------ Given material ------

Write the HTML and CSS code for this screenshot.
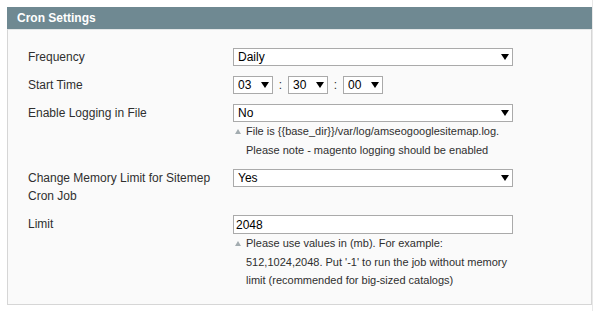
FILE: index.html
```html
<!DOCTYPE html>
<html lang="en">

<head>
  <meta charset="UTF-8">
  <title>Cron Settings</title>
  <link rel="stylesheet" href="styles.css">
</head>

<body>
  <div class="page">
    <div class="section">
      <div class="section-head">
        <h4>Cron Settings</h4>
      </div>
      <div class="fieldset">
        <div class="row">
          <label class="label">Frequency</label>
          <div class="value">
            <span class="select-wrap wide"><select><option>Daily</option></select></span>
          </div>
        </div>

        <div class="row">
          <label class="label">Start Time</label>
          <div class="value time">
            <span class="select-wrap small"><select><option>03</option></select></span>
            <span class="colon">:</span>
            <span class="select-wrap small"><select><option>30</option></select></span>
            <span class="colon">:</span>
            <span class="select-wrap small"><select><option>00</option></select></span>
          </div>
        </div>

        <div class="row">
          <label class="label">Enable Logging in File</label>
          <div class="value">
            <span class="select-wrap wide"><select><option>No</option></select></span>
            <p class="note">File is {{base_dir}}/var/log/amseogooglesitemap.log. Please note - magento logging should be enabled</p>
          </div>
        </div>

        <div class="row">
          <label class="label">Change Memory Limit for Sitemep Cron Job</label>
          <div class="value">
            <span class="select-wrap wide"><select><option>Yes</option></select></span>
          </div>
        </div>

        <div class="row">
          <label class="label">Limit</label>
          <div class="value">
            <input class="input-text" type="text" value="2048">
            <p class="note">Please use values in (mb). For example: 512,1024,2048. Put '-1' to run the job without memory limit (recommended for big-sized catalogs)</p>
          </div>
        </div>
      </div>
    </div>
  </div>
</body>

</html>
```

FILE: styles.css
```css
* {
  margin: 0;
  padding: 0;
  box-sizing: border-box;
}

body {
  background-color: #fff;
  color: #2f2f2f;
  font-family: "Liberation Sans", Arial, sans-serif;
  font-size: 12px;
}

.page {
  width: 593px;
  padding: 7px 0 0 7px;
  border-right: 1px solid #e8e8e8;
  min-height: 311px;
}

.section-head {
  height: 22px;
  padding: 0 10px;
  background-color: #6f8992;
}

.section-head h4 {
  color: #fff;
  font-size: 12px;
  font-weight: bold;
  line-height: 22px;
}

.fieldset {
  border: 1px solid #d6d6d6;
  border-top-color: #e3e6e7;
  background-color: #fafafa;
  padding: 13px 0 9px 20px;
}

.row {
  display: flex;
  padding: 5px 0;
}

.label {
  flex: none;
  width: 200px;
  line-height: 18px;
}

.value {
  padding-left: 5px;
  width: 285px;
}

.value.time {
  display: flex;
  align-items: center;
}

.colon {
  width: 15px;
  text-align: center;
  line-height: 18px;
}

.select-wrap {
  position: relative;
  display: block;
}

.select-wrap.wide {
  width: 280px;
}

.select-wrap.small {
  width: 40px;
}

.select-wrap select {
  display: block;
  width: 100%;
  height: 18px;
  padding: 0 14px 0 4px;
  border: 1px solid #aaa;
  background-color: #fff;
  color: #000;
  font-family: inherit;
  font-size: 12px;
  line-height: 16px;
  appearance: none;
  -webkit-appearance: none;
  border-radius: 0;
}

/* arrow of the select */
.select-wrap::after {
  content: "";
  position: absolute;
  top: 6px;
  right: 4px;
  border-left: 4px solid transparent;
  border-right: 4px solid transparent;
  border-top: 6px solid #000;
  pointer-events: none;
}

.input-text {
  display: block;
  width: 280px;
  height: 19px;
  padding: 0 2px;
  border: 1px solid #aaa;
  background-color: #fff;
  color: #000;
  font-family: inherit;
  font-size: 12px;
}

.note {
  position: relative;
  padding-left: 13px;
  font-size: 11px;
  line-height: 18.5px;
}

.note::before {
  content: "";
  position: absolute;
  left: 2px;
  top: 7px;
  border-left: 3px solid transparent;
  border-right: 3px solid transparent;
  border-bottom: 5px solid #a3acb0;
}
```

------

* Aim of the task *
Write the listing out a second time exactly, dropping all images.

* Solution for this problem *
Write the HTML and CSS code for this screenshot.
FILE: index.html
```html
<!DOCTYPE html>
<html lang="en">

<head>
  <meta charset="UTF-8">
  <title>Cron Settings</title>
  <link rel="stylesheet" href="styles.css">
</head>

<body>
  <div class="page">
    <div class="section">
      <div class="section-head">
        <h4>Cron Settings</h4>
      </div>
      <div class="fieldset">
        <div class="row">
          <label class="label">Frequency</label>
          <div class="value">
            <span class="select-wrap wide"><select><option>Daily</option></select></span>
          </div>
        </div>

        <div class="row">
          <label class="label">Start Time</label>
          <div class="value time">
            <span class="select-wrap small"><select><option>03</option></select></span>
            <span class="colon">:</span>
            <span class="select-wrap small"><select><option>30</option></select></span>
            <span class="colon">:</span>
            <span class="select-wrap small"><select><option>00</option></select></span>
          </div>
        </div>

        <div class="row">
          <label class="label">Enable Logging in File</label>
          <div class="value">
            <span class="select-wrap wide"><select><option>No</option></select></span>
            <p class="note">File is {{base_dir}}/var/log/amseogooglesitemap.log. Please note - magento logging should be enabled</p>
          </div>
        </div>

        <div class="row">
          <label class="label">Change Memory Limit for Sitemep Cron Job</label>
          <div class="value">
            <span class="select-wrap wide"><select><option>Yes</option></select></span>
          </div>
        </div>

        <div class="row">
          <label class="label">Limit</label>
          <div class="value">
            <input class="input-text" type="text" value="2048">
            <p class="note">Please use values in (mb). For example: 512,1024,2048. Put '-1' to run the job without memory limit (recommended for big-sized catalogs)</p>
          </div>
        </div>
      </div>
    </div>
  </div>
</body>

</html>
```

FILE: styles.css
```css
* {
  margin: 0;
  padding: 0;
  box-sizing: border-box;
}

body {
  background-color: #fff;
  color: #2f2f2f;
  font-family: "Liberation Sans", Arial, sans-serif;
  font-size: 12px;
}

.page {
  width: 593px;
  padding: 7px 0 0 7px;
  border-right: 1px solid #e8e8e8;
  min-height: 311px;
}

.section-head {
  height: 22px;
  padding: 0 10px;
  background-color: #6f8992;
}

.section-head h4 {
  color: #fff;
  font-size: 12px;
  font-weight: bold;
  line-height: 22px;
}

.fieldset {
  border: 1px solid #d6d6d6;
  border-top-color: #e3e6e7;
  background-color: #fafafa;
  padding: 13px 0 9px 20px;
}

.row {
  display: flex;
  padding: 5px 0;
}

.label {
  flex: none;
  width: 200px;
  line-height: 18px;
}

.value {
  padding-left: 5px;
  width: 285px;
}

.value.time {
  display: flex;
  align-items: center;
}

.colon {
  width: 15px;
  text-align: center;
  line-height: 18px;
}

.select-wrap {
  position: relative;
  display: block;
}

.select-wrap.wide {
  width: 280px;
}

.select-wrap.small {
  width: 40px;
}

.select-wrap select {
  display: block;
  width: 100%;
  height: 18px;
  padding: 0 14px 0 4px;
  border: 1px solid #aaa;
  background-color: #fff;
  color: #000;
  font-family: inherit;
  font-size: 12px;
  line-height: 16px;
  appearance: none;
  -webkit-appearance: none;
  border-radius: 0;
}

/* arrow of the select */
.select-wrap::after {
  content: "";
  position: absolute;
  top: 6px;
  right: 4px;
  border-left: 4px solid transparent;
  border-right: 4px solid transparent;
  border-top: 6px solid #000;
  pointer-events: none;
}

.input-text {
  display: block;
  width: 280px;
  height: 19px;
  padding: 0 2px;
  border: 1px solid #aaa;
  background-color: #fff;
  color: #000;
  font-family: inherit;
  font-size: 12px;
}

.note {
  position: relative;
  padding-left: 13px;
  font-size: 11px;
  line-height: 18.5px;
}

.note::before {
  content: "";
  position: absolute;
  left: 2px;
  top: 7px;
  border-left: 3px solid transparent;
  border-right: 3px solid transparent;
  border-bottom: 5px solid #a3acb0;
}
```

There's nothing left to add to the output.